5. It appears that Title Suit No. 284 of 1977 was permitted to be withdrawn by the learned Munsif. The plaintiff made a prayer for liberty to bring a fresh suit. No order was given thereon, but that prayer was not refused. In the Bench case of Golam Mahomed v. Shibendra reported in (1908) ILR 35 Cal 990 at p. 995, it has been stated that when the plaintiff files an application to withdraw from the suit with liberty to sue afresh, on which an order was passed on the same date giving permission to withdraw the suit and although nothing was said in that order as to the plaintiff's liberty to institute a freshsuit on the same cause of action, that order ought to be read along with the application, on which it was passed. It has already been indicated that that prayer was not refused. Hence it is held that that order has the effect of granting permission to the plaintiff with liberty to sue afresh on the same cause of action.
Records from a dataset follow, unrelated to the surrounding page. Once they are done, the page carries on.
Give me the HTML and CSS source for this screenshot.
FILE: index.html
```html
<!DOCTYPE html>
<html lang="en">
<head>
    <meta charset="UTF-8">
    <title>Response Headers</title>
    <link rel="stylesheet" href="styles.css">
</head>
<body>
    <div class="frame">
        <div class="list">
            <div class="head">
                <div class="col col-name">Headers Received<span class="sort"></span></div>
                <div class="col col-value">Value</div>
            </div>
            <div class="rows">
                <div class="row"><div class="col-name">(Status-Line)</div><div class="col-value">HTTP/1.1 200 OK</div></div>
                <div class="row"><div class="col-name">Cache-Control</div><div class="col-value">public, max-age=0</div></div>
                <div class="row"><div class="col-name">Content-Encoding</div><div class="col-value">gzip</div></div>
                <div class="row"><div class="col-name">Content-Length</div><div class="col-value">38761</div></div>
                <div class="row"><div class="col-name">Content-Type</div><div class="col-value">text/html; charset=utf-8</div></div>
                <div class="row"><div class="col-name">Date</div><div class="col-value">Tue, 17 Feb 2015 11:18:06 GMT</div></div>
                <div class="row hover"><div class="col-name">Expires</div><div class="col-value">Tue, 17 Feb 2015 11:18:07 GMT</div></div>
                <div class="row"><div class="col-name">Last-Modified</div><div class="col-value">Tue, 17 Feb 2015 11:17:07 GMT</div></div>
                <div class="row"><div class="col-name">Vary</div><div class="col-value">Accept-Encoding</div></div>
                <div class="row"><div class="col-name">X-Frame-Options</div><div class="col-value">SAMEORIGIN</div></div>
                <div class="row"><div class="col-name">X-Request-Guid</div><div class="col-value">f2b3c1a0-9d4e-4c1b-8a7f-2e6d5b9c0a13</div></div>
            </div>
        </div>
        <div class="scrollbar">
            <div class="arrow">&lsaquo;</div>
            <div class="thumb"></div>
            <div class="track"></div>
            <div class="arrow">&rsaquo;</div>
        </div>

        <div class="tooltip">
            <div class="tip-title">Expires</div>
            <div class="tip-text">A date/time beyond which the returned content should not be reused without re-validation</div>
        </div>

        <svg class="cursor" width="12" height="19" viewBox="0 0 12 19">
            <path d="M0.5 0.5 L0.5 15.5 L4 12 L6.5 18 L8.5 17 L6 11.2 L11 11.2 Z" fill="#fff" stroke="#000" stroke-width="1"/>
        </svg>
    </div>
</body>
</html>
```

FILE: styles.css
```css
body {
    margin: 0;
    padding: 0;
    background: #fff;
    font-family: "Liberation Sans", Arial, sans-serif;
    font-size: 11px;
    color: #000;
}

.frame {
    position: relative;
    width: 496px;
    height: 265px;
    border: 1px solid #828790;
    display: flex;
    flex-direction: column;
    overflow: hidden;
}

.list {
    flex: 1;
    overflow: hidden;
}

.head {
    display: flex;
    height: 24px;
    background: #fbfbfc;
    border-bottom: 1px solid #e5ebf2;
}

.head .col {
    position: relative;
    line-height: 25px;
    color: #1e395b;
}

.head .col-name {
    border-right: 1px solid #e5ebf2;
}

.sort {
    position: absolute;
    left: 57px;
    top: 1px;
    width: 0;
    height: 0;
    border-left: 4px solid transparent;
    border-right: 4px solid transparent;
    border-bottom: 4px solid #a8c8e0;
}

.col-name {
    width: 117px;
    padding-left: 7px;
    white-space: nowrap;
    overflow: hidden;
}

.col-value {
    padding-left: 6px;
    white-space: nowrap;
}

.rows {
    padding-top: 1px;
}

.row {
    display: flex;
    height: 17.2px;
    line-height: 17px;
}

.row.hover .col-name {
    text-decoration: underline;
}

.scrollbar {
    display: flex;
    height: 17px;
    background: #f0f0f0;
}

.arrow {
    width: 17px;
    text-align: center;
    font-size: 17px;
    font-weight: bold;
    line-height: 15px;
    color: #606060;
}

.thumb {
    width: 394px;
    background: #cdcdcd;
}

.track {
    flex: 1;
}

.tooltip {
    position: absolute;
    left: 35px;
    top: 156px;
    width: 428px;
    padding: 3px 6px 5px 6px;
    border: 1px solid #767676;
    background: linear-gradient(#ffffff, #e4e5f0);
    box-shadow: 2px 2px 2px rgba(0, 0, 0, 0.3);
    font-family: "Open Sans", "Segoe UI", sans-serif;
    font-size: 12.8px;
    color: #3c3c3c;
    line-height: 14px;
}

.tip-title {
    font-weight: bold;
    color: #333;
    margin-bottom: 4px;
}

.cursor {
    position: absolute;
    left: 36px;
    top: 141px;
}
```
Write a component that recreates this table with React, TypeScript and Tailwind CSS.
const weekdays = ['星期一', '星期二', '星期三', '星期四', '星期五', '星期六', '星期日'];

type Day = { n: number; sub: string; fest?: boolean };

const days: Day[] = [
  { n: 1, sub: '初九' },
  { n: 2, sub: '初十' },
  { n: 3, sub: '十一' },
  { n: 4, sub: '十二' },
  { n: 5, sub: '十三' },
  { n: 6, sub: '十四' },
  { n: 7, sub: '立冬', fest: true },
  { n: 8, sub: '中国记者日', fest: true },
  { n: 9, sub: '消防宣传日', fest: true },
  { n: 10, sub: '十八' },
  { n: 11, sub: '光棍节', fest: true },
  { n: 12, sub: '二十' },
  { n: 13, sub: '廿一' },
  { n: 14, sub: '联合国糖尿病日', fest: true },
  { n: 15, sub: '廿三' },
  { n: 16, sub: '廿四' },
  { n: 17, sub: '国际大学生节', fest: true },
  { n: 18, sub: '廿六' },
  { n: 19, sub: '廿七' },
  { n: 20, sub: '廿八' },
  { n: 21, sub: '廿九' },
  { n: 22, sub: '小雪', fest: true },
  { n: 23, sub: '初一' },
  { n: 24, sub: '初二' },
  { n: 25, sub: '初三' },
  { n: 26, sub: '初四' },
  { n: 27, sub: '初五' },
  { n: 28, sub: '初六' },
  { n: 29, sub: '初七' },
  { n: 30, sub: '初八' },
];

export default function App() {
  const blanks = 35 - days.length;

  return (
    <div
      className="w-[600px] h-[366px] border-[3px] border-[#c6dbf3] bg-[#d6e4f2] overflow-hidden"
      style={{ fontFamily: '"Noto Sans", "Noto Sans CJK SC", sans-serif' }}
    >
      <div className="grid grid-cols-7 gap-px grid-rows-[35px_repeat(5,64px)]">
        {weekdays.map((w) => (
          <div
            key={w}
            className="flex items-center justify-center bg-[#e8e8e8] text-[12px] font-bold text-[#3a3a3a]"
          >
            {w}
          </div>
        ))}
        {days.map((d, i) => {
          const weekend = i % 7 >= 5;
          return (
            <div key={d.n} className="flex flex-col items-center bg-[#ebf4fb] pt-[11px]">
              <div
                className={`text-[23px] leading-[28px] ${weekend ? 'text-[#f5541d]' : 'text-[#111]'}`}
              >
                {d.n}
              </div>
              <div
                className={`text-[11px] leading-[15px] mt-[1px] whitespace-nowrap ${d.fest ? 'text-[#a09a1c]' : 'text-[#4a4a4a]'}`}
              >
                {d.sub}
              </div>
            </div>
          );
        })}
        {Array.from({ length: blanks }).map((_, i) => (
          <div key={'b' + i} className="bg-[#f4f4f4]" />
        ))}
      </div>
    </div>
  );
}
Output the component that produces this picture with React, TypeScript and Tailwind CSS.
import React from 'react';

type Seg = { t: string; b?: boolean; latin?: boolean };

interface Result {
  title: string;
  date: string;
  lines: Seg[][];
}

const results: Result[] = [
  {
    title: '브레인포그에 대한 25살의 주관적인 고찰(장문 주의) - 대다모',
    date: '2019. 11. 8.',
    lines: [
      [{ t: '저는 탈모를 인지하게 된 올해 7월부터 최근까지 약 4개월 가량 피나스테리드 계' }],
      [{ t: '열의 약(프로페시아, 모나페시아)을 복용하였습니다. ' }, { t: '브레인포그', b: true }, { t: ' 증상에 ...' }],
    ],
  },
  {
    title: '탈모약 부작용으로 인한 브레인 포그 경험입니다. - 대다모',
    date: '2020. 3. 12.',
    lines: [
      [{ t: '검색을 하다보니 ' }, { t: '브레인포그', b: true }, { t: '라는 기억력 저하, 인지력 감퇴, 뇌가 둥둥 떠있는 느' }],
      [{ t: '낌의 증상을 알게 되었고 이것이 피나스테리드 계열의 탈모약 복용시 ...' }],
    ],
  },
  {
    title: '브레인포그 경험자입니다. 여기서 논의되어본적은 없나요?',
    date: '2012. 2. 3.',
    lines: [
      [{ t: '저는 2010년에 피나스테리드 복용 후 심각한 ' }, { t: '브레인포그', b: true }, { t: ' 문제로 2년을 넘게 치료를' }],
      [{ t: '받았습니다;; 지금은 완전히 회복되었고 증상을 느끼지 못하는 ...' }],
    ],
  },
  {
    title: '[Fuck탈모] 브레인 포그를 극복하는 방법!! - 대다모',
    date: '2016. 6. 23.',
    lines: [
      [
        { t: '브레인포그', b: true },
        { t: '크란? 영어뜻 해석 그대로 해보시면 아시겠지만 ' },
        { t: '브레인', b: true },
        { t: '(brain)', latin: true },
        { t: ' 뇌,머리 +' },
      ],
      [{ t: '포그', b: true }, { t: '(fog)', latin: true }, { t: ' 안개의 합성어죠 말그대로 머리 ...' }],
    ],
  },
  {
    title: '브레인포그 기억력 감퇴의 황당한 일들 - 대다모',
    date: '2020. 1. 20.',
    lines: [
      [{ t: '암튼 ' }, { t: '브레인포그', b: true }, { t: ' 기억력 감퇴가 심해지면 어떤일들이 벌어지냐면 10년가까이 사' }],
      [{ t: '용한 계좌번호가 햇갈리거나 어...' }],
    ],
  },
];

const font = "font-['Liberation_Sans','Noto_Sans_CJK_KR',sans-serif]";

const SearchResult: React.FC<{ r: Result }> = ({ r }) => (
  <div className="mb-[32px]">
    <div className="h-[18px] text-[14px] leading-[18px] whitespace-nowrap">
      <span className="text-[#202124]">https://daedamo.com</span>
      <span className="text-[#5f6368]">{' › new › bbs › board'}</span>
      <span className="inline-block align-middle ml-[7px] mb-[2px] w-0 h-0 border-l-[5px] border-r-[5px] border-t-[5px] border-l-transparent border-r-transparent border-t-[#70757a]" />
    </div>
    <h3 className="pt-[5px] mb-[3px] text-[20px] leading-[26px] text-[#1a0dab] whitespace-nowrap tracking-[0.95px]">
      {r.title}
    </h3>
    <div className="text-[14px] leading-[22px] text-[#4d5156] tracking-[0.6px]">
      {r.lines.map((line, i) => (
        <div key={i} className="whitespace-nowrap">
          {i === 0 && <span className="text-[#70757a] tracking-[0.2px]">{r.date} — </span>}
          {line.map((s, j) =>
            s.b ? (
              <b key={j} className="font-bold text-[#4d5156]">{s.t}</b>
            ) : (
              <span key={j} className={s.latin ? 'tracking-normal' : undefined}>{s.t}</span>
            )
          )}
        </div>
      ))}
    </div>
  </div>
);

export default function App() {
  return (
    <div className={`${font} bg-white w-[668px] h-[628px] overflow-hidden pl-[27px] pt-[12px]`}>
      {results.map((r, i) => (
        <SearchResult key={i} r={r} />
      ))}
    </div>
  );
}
6. The effect of the withdrawal from the suit is that the parties are left to the position which they occupied before the suit was filed. This view was taken in the case of Behari Lal v. Baran in (1894) ILR 17 All 53. In the Bench case of Sashi Bhusan v. Moti in AIR 1945 Cal 317 at p. 318 Sri Bijan Kumar Mookerjee presiding over the Bench has followed the aforesaid case of Behari Lai v. Baran (supra) and stated that when the Court grants leave to file a fresh suit or proceedings on the same cause of action, the withdrawn suit has no existence in the eye of law. It is available for no purpose and the parties are relegated to the position which they occupied before the suit was brought.
7. The case of Ganga Bai v. Vijay Kumar, (AIR 1976 SC 1126) (supra) cited for the O, P. is on a different point. In the case reported in (1938) 42 Cal WN 492 it has been stated that a party has a right to file an appeal against an adverse finding, which is sought to be appealed against, on the ground that such finding is one to which the rule of res judicata applies. The question whether that view of the Calcutta High Court is correct was left undecided by the Supreme Court.
8. Nevertheless, the bar enjoined by Sub-rule (4) of Rule 1 of Order 23 of the Civil P. C. not to bring another suit on the same cause of action, has no application because the claim and the subject matter are different. Moreover, that question is not at all germane in his revisional application.
9. Since the plaintiff of that suit was permitted to withdraw from it with liberty to sue afresh, in the eye of law there was no existence of any such suit. Consequently, the findings arrived at in the earlier suit have no effect on the present suit. It is, therefore, held that there is no question of res judicata.
10. The question of default has not been challenged. Hence the contentionput forward on behalf of the petitioner cannot be sustained.
11. The application is, therefore, dismissed.
12. There will be no order as to costs.